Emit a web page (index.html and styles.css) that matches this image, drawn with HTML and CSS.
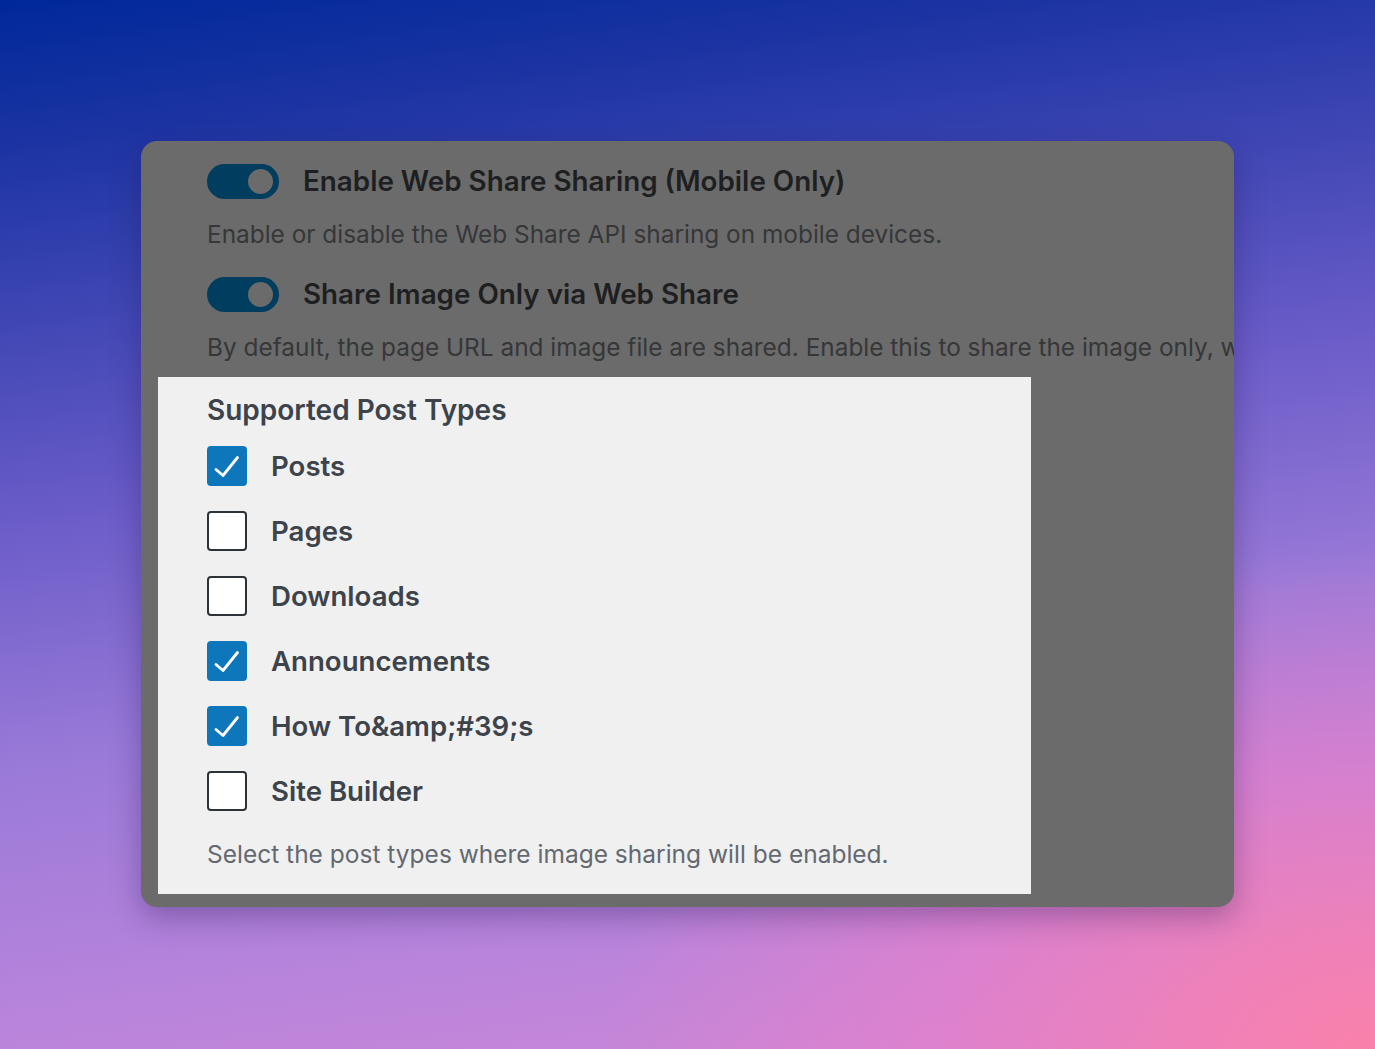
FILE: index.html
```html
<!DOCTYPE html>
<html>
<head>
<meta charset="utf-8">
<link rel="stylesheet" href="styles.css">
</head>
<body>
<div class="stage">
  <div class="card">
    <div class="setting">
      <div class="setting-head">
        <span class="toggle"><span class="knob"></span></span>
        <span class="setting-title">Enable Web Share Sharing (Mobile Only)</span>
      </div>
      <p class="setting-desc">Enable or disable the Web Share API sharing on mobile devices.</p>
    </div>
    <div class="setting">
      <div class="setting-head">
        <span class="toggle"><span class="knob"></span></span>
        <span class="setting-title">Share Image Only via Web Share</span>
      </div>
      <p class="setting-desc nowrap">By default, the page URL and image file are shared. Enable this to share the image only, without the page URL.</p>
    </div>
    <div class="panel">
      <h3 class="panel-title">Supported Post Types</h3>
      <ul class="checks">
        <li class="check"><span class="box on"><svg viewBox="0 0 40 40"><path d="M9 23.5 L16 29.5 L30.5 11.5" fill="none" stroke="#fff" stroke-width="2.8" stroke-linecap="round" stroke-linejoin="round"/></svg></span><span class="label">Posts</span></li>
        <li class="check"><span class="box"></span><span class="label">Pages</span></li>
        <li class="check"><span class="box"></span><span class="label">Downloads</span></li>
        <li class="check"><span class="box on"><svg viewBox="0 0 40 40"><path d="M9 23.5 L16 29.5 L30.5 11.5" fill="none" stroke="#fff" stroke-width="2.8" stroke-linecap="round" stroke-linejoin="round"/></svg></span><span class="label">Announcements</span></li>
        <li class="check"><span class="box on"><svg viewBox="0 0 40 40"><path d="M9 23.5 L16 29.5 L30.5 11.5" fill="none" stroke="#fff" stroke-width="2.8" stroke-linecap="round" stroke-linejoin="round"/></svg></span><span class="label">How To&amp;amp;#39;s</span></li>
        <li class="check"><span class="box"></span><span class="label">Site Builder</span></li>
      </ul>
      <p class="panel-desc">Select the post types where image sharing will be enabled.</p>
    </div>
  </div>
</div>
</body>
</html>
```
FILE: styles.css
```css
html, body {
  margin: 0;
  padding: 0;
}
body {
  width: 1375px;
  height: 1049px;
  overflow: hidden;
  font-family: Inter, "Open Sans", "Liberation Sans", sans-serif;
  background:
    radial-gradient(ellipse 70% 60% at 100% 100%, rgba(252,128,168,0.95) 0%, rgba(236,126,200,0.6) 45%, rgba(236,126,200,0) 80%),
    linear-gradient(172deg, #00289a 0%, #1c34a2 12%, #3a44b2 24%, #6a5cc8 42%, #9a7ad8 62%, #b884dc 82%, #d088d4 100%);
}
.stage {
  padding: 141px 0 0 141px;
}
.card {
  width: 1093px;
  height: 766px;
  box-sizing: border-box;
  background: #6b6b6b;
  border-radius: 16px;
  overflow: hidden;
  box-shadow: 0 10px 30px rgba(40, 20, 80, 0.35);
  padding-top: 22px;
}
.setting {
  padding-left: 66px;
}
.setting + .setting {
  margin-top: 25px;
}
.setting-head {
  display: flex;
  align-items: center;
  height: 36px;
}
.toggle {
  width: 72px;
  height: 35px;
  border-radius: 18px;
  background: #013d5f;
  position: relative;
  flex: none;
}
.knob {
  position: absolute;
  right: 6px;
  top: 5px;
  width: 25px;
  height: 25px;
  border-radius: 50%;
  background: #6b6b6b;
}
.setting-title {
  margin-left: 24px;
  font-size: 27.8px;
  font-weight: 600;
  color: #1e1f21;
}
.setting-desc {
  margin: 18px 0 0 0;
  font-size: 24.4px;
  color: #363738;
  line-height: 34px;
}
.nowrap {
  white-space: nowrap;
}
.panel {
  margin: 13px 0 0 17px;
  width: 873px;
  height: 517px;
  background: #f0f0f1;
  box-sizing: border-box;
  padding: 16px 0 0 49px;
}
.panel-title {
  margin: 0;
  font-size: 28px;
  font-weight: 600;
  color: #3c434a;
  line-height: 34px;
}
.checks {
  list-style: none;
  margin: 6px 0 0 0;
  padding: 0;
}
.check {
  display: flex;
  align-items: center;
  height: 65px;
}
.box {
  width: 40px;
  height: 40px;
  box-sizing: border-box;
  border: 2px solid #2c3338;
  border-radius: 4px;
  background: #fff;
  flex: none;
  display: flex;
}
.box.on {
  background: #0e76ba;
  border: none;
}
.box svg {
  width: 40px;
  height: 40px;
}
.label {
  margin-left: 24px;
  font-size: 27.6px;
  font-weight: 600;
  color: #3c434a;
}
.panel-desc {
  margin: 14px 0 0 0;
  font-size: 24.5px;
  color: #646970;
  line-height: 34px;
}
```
...
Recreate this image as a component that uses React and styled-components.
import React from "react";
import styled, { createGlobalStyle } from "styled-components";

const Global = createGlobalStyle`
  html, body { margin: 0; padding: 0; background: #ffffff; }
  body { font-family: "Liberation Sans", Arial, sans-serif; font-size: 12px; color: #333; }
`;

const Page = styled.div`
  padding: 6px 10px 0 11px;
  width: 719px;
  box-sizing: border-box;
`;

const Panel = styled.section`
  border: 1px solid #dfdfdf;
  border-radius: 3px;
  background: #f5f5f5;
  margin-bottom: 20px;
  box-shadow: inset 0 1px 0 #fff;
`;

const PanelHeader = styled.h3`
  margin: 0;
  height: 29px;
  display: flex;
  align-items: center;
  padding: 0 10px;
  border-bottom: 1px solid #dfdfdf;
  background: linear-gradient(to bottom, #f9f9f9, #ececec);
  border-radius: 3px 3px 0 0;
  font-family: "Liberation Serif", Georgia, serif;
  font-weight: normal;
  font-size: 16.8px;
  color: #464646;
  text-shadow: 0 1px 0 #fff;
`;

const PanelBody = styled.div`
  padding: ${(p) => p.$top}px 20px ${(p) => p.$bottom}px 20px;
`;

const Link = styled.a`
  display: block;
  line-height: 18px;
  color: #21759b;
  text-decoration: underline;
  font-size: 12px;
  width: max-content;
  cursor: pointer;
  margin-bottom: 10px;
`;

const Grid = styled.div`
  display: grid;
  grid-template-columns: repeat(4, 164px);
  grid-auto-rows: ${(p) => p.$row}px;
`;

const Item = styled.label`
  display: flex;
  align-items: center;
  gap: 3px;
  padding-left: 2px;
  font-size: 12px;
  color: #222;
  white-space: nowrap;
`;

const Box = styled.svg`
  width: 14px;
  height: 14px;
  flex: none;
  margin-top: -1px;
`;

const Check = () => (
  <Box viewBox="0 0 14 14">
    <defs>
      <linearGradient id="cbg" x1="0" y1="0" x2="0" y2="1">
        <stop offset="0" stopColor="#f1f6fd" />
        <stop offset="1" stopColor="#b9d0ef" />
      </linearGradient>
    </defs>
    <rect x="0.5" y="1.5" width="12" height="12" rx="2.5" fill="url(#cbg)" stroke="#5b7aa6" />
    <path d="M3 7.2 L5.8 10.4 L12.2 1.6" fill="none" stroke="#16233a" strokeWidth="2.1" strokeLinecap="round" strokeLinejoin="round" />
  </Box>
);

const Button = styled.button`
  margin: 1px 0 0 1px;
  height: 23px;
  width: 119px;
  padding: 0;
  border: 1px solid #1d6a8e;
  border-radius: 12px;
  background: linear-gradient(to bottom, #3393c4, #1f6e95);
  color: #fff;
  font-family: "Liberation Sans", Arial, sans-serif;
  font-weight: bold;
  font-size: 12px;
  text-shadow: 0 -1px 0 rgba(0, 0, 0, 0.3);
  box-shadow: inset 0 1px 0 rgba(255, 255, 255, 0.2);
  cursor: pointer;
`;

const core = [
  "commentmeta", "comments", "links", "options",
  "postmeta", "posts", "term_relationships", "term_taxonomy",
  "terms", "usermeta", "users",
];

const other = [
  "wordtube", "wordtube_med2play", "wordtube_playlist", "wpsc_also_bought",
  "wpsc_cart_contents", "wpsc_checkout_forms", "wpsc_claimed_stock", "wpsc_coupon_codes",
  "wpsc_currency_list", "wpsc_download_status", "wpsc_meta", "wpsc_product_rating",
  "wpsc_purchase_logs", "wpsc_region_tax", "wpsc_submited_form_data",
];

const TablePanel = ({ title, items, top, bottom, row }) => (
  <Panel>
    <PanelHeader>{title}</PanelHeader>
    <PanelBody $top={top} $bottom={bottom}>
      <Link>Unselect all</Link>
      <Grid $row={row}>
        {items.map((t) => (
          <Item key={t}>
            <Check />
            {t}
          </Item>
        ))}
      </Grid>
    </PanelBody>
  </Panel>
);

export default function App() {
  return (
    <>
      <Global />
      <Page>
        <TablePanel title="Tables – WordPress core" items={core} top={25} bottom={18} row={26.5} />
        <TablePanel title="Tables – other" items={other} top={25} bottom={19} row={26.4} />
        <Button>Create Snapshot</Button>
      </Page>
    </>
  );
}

> Exercise task: Out of the preceding entries, pull every line containing the string "styled".

> Task answer:
Recreate this image as a component that uses React and styled-components.
import styled, { createGlobalStyle } from "styled-components";
const Page = styled.div`
const Panel = styled.section`
const PanelHeader = styled.h3`
const PanelBody = styled.div`
const Link = styled.a`
const Grid = styled.div`
const Item = styled.label`
const Box = styled.svg`
const Button = styled.button`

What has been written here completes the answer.